Cuando se habla del fin de la bonanza, la mayoría de los colombianos piensa, en primer lugar, en la descolgada de los precios del petróleo, que tantos ceños fruncidos genera en las huestes del Gobierno. Sin negar que el sector de los hidrocarburos es fundamental tanto para el sector externo como para los ingresos públicos, hay otro ramo que debería ser motivo, al menos, de la misma inquietud y de la búsqueda de correctivos.
Se trata, claro está, de la minería, un sector que representa el 2,2 por ciento del Producto Interno Bruto, es responsable del 19 por ciento de las exportaciones y del 17 por ciento de las regalías, y recibe casi una sexta parte de las sumas que llegan de inversión extranjera directa. En términos sociales, el peso tampoco es despreciable, pues, según el proceso de fiscalización integral, realizado por la Agencia Nacional de Minería, el renglón provee 350.000 empleos directos, lo que equivale al 4,5 por ciento de la población ocupada.
Aunque los principales productos explotados son carbón, oro y ferroníquel, en las cuentas globales también se incluyen cobre, plata, platino, hierro, esmeraldas, sal, azufres o calizas. Aun así, son los tres primeros los que determinan la marcha del segmento y los que han enfrentado fuertes vientos en contra.

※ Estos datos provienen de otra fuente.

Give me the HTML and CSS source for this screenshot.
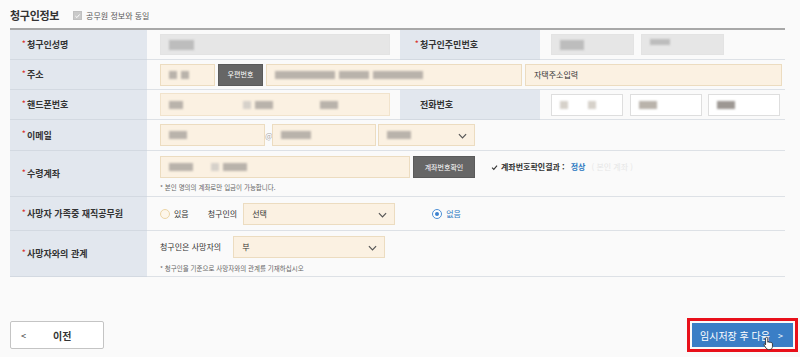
FILE: index.html
```html
<!DOCTYPE html>
<html lang="ko">
<head>
<meta charset="utf-8">
<title>청구인정보</title>
<link rel="stylesheet" href="styles.css">
</head>
<body>
<div class="page">
  <div class="head">
    <h2 class="title">청구인정보</h2>
    <label class="same"><span class="cb"><svg viewBox="0 0 10 10" width="9" height="9"><path d="M2 5.2 L4.2 7.2 L8 2.8" fill="none" stroke="#fff" stroke-width="1.4"/></svg></span>공무원 정보와 동일</label>
  </div>

  <div class="form">
    <!-- row 1 -->
    <div class="th r1"><span class="req">*</span>청구인성명</div>
    <div class="td r1">
      <div class="inp dis w230"><span class="bl g b25"></span></div>
    </div>
    <div class="th th2 r1"><span class="req">*</span>청구인주민번호</div>
    <div class="td td2 r1 gap7">
      <div class="inp dis w83"><span class="bl g b24"></span></div>
      <div class="inp dis w83"><span class="bl g b20 up"></span></div>
    </div>

    <!-- row 2 -->
    <div class="th r2"><span class="req">*</span>주소</div>
    <div class="td span3 r2 gap3">
      <div class="inp w55"><span class="bl b8"></span><span class="bl b8"></span></div>
      <button class="btn-dark w45">우편번호</button>
      <div class="inp w256"><span class="bl b60"></span><span class="bl b30"></span><span class="bl b50"></span></div>
      <div class="inp w257"><span class="ph">자택주소입력</span></div>
    </div>

    <!-- row 3 -->
    <div class="th r3"><span class="req">*</span>핸드폰번호</div>
    <div class="td r3">
      <div class="phone">
        <div class="inp flat w74"><span class="bl b14"></span></div>
        <div class="inp flat w77"><span class="bl lt b8"></span><span class="bl b18"></span></div>
        <div class="inp flat w77"><span class="bl b18"></span></div>
      </div>
    </div>
    <div class="th th2 r3"><span class="req blank">*</span>전화번호</div>
    <div class="td td2 r3 tel">
      <div class="inp white w72"><span class="bl lt b8"></span><span class="sp"></span><span class="bl lt b8"></span></div>
      <div class="inp white w72"><span class="bl b18"></span></div>
      <div class="inp white w72"><span class="bl b18 dk"></span></div>
    </div>

    <!-- row 4 -->
    <div class="th r4"><span class="req">*</span>이메일</div>
    <div class="td span3 r4">
      <div class="inp w105"><span class="bl b18"></span></div>
      <span class="at">@</span>
      <div class="inp w104"><span class="bl b30"></span></div>
      <div class="inp sel w97"><span class="bl b24"></span><svg class="chev" viewBox="0 0 10 6" width="9" height="6"><path d="M1 1 L5 5 L9 1" fill="none" stroke="#555" stroke-width="1.3"/></svg></div>
    </div>

    <!-- row 5 -->
    <div class="th r5"><span class="req">*</span>수령계좌</div>
    <div class="td span3 r5 col">
      <div class="line gap3">
        <div class="inp w250"><span class="bl b24"></span><span class="bl lt b8 ml"></span><span class="bl b24"></span></div>
        <button class="btn-dark w62">계좌번호확인</button>
        <span class="result"><svg viewBox="0 0 10 10" width="7" height="7"><path d="M1.5 5.2 L4 7.6 L8.6 2.4" fill="none" stroke="#333" stroke-width="1.6"/></svg>계좌번호확인결과 : <em>정상</em><span class="faded">( 본인 계좌 )</span></span>
      </div>
      <p class="note">* 본인 명의의 계좌로만 입금이 가능합니다.</p>
    </div>

    <!-- row 6 -->
    <div class="th r6"><span class="req">*</span>사망자 가족중 재직공무원</div>
    <div class="td span3 r6">
      <label class="radio"><span class="dot"></span>있음</label>
      <span class="txt who">청구인의</span>
      <div class="inp sel w152"><span class="val">선택</span><svg class="chev" viewBox="0 0 10 6" width="9" height="6"><path d="M1 1 L5 5 L9 1" fill="none" stroke="#555" stroke-width="1.3"/></svg></div>
      <label class="radio on"><span class="dot"></span>없음</label>
    </div>

    <!-- row 7 -->
    <div class="th r7"><span class="req">*</span>사망자와의 관계</div>
    <div class="td span3 r7 col">
      <div class="line">
        <span class="txt rel">청구인은 사망자의</span>
        <div class="inp sel w152"><span class="val">부</span><svg class="chev" viewBox="0 0 10 6" width="9" height="6"><path d="M1 1 L5 5 L9 1" fill="none" stroke="#555" stroke-width="1.3"/></svg></div>
      </div>
      <p class="note">* 청구인을 기준으로 사망자와의 관계를 기재하십시오</p>
    </div>
  </div>

  <div class="actions">
    <button class="btn-prev"><span class="lt-arrow">&lt;</span><span>이전</span></button>
    <div class="next-wrap">
      <button class="btn-next">임시저장 후 다음<span class="gt">&gt;</span></button>
      <svg class="cursor" viewBox="0 0 12 16" width="11" height="15"><path d="M4 1.2 C4.9 1.2 5.2 1.8 5.2 2.6 L5.2 6.6 C5.6 6.2 6.6 6.2 7 6.8 C7.5 6.4 8.4 6.5 8.7 7.2 C9.2 6.9 10.3 7.1 10.3 8.2 L10.3 11.2 C10.3 13 9.4 14.6 7.6 14.6 L6 14.6 C4.8 14.6 4 14 3.3 13 L1.2 9.8 C0.8 9.2 1.2 8.4 2 8.6 L2.8 9.4 L2.8 2.6 C2.8 1.8 3.2 1.2 4 1.2 Z" fill="#fff" stroke="#222" stroke-width="0.9"/></svg>
    </div>
  </div>
</div>
</body>
</html>
```

FILE: styles.css
```css
* { box-sizing: border-box; }
html, body { margin: 0; padding: 0; }
body {
  background: #fafafa;
  font-family: "Noto Sans CJK KR", "Noto Sans", sans-serif;
  color: #333;
  width: 800px;
  height: 357px;
  overflow: hidden;
}
.page { padding: 0 15px 0 10px; }

.head {
  height: 28px;
  display: flex;
  align-items: center;
  padding-top: 3px;
}
.title {
  margin: 0;
  font-size: 11px;
  font-weight: 700;
  color: #333;
  line-height: 1;
  letter-spacing: -0.3px;
}
.same {
  display: flex;
  align-items: center;
  margin-left: 14px;
  font-size: 8px;
  color: #555;
  line-height: 1;
}
.cb {
  width: 9px; height: 9px;
  background: #c9c9c9;
  border: 1px solid #c0c0c0;
  display: inline-flex; align-items: center; justify-content: center;
  margin-right: 4px;
}
.cb svg { width: 8px; height: 8px; }

.form {
  display: grid;
  grid-template-columns: 137px 253px 140px 245px;
  grid-template-rows: 30px 30px 30px 31px 46px 34px 46px;
  border-top: 2px solid #a8a8a8;
}
.th, .td {
  border-bottom: 1px solid #dde1e6;
  display: flex;
  align-items: center;
}
.th {
  background: #e2e7ee;
  padding-left: 12px;
  font-size: 9px;
  font-weight: 700;
  color: #333;
  line-height: 1;
  border-bottom-color: #d3d9e1;
}
.th2 { padding-left: 15px; }
.req {
  color: #d9302c;
  width: 5px;
  font-size: 7px;
  margin-top: -3px;
}
.req.blank { visibility: hidden; }
.td { padding-left: 13px; }
.td2 { padding-left: 11px; }
.span3 { grid-column: span 3; }
.gap3 { gap: 3px; }
.gap7 { gap: 7px; }
.col { flex-direction: column; align-items: flex-start; justify-content: center; }
.line { display: flex; align-items: center; }

.inp {
  height: 22px;
  border: 1px solid #ecdcc0;
  background: #fbf1e2;
  display: flex;
  align-items: center;
  padding-left: 8px;
  gap: 4px;
  flex: none;
  position: relative;
}
.inp.dis { background: #e6e6e6; border-color: #e3e3e3; height: 21px; }
.inp.white { background: #fff; border-color: #dedede; }
.inp.flat { border: none; height: 20px; background: transparent; }
.w55 { width: 55px; } .w45 { width: 45px; } .w62 { width: 62px; }
.w72 { width: 72px; } .w74 { width: 74px; } .w77 { width: 77px; } .w79 { width: 79px; }
.w83 { width: 83px; } .w97 { width: 97px; } .w104 { width: 104px; } .w105 { width: 105px; }
.w152 { width: 152px; } .w230 { width: 230px; } .w250 { width: 250px; }
.w256 { width: 256px; } .w257 { width: 257px; }

.bl {
  display: inline-block;
  height: 8px;
  background: #b9b3ab;
  filter: blur(1px);
  flex: none;
}
.bl.g { background: #bdbdbd; height: 10px; }
.bl.lt { background: #d6d1ca; }
.bl.dk { background: #9d9893; }
.bl.up { margin-top: -6px; height: 6px; }
.b8 { width: 8px; } .b14 { width: 14px; } .b18 { width: 18px; } .b20 { width: 20px; }
.b24 { width: 24px; } .b25 { width: 25px; } .b30 { width: 30px; } .b50 { width: 50px; } .b60 { width: 60px; }
.ml { margin-left: 14px; }
.sp { width: 12px; }

.phone {
  display: flex;
  width: 230px;
  height: 23px;
  align-items: center;
  background: #fbf1e2;
  border: 1px solid #f1e3cc;
}
.tel { gap: 6px; }
.tel .inp:first-child { margin-right: 1px; }

.ph, .val {
  font-size: 8px;
  color: #333;
  line-height: 1;
}
.at {
  width: 7px;
  font-size: 8px;
  color: #aaa;
  text-align: center;
}
.sel { margin-left: 2px; }
.chev { position: absolute; right: 7px; top: 8px; }

.btn-dark {
  height: 22px;
  background: #666;
  border: 1px solid #5a5a5a;
  color: #fff;
  font-family: inherit;
  font-size: 7px;
  padding: 0;
  line-height: 1;
}
.result {
  margin-left: 13px;
  font-size: 8px;
  font-weight: 700;
  color: #333;
  display: flex;
  align-items: center;
  gap: 3px;
  line-height: 1;
}
.result em { font-style: normal; color: #2f7bc2; margin-left: 3px; }
.faded { color: #e6e6e6; font-weight: 400; margin-left: 3px; }
.note {
  margin: 4px 0 0;
  font-size: 6.5px;
  color: #666;
  line-height: 1;
}

.radio {
  display: flex;
  align-items: center;
  font-size: 8px;
  color: #333;
  line-height: 1;
}
.radio .dot {
  width: 10px; height: 10px;
  border-radius: 50%;
  border: 1px solid #ecd5a6;
  background: #fdf6ea;
  margin-right: 4px;
  position: relative;
}
.radio.on { margin-left: 37px; color: #2f7bc2; }
.radio.on .dot { border-color: #4c8fd6; background: #fff; }
.radio.on .dot::after {
  content: "";
  position: absolute;
  left: 2px; top: 2px;
  width: 4px; height: 4px;
  border-radius: 50%;
  background: #3d82cf;
}
.txt { font-size: 8px; color: #333; line-height: 1; }
.who { margin-left: 19px; margin-right: 4px; }
.rel { margin-right: 12px; }
.r7 .sel { margin-left: 0; }
.r7 .note { margin-top: 7px; }
.r5 .note { margin-top: 6px; }

.actions {
  display: flex;
  justify-content: space-between;
  align-items: center;
  margin-top: 44px;
  margin-right: -8px;
}
.btn-prev {
  width: 94px;
  height: 28px;
  background: #fff;
  border: 1px solid #c4c4c4;
  border-radius: 2px;
  display: flex;
  align-items: center;
  padding: 0 0 0 10px;
  font-family: inherit;
  font-size: 10px;
  font-weight: 700;
  color: #333;
}
.lt-arrow { font-size: 9px; font-weight: 400; width: 32px; text-align: left; }
.next-wrap { position: relative; }
.btn-next {
  width: 101px;
  height: 24px;
  background: #3a7ec6;
  border: none;
  color: #fff;
  font-family: inherit;
  font-size: 10px;
  display: flex;
  align-items: center;
  justify-content: flex-start;
  padding: 0 0 0 8px;
  outline: 3px solid #e8101a;
  outline-offset: 2px;
}
.gt { margin-left: 8px; font-size: 9px; }
.cursor { position: absolute; left: 71px; top: 13px; }
```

Por ejemplo, el carbón ha sufrido en los pasados 36 meses un descenso cercano al 40 por ciento en sus cotizaciones. Como si eso fuera poco, cuestiones ambientales y conflictos laborales se han combinado para que no se alcancen las metas de extracción fijadas.
La principal causa de lo ocurrido tiene que ver con el surgimiento de Estados Unidos como un gran oferente de gas natural, gracias al éxito que ha tenido mediante el uso de técnicas no convencionales. Debido a ello, las plantas térmicas de electricidad en el país del norte se han pasado a este combustible y han dejado de quemar carbón, lo que explica el gran déficit comercial que ahora tenemos con nuestro principal socio.
Por su parte, el oro también pinta regular. La baja en precios se acerca al 30 por ciento en año y medio, algo que se combina con una menor producción interna. A este respecto hay que anotar que, dados los enormes niveles de ilegalidad –tan solo el 15 por ciento de lo que se saca del metal precioso proviene de empresas formales–, es difícil saber qué es lo que está pasando realmente.
Alguien podría decir que las explotaciones irregulares se han reducido, pero los reportes de diferentes zonas del país sugieren que no es así. Si algo ha cambiado es la determinación de las autoridades, que hace cuatro años comenzaron una cruzada de la cual ahora pocos funcionarios hablan.
Para completar, el níquel se encuentra de capa caída, ante la menor demanda por acero inoxidable que hay en el mundo. Frente al punto máximo alcanzado a mediados del 2007, la libra del metal ahora está en menos de la mitad y nada hace pensar que eso va a cambiar.
Todo lo anterior debería ser un campanazo de alerta para el Gobierno. La respuesta lógica debería ser prestarle atención al sector y tratar de buscar la manera de compensar con una mayor producción los menores precios.
Lamentablemente, hay poco liderazgo. Los sucesivos ataques que ha recibido la actividad desde diferentes frentes ha llevado a que tenga pocos amigos. Quizás, como consecuencia de la apatía, Colombia ha perdido puestos en las clasificaciones globales que miden la competitividad en esta área.
Lo más irónico de todo es que hay proyectos con perspectivas interesantes, cuya viabilidad se encuentra en entredicho. Aunque los enemigos acérrimos de la minería se pueden alegrar, sería una pena que el país aleje a las compañías que adelantan explotaciones sostenibles y se quede con un esquema actual en el que los buenos son pocos y prima la ilegalidad.
Por lo tanto, para no quedarse con el pecado y sin el género, hay que poner manos a la obra. Eso implica liderazgo y reglas de juego adecuadas que castiguen los abusos, pero, sobre todo, se requiere claridad para que propios y extraños sepan lo que Colombia quiere hacer con los recursos mineros que tiene.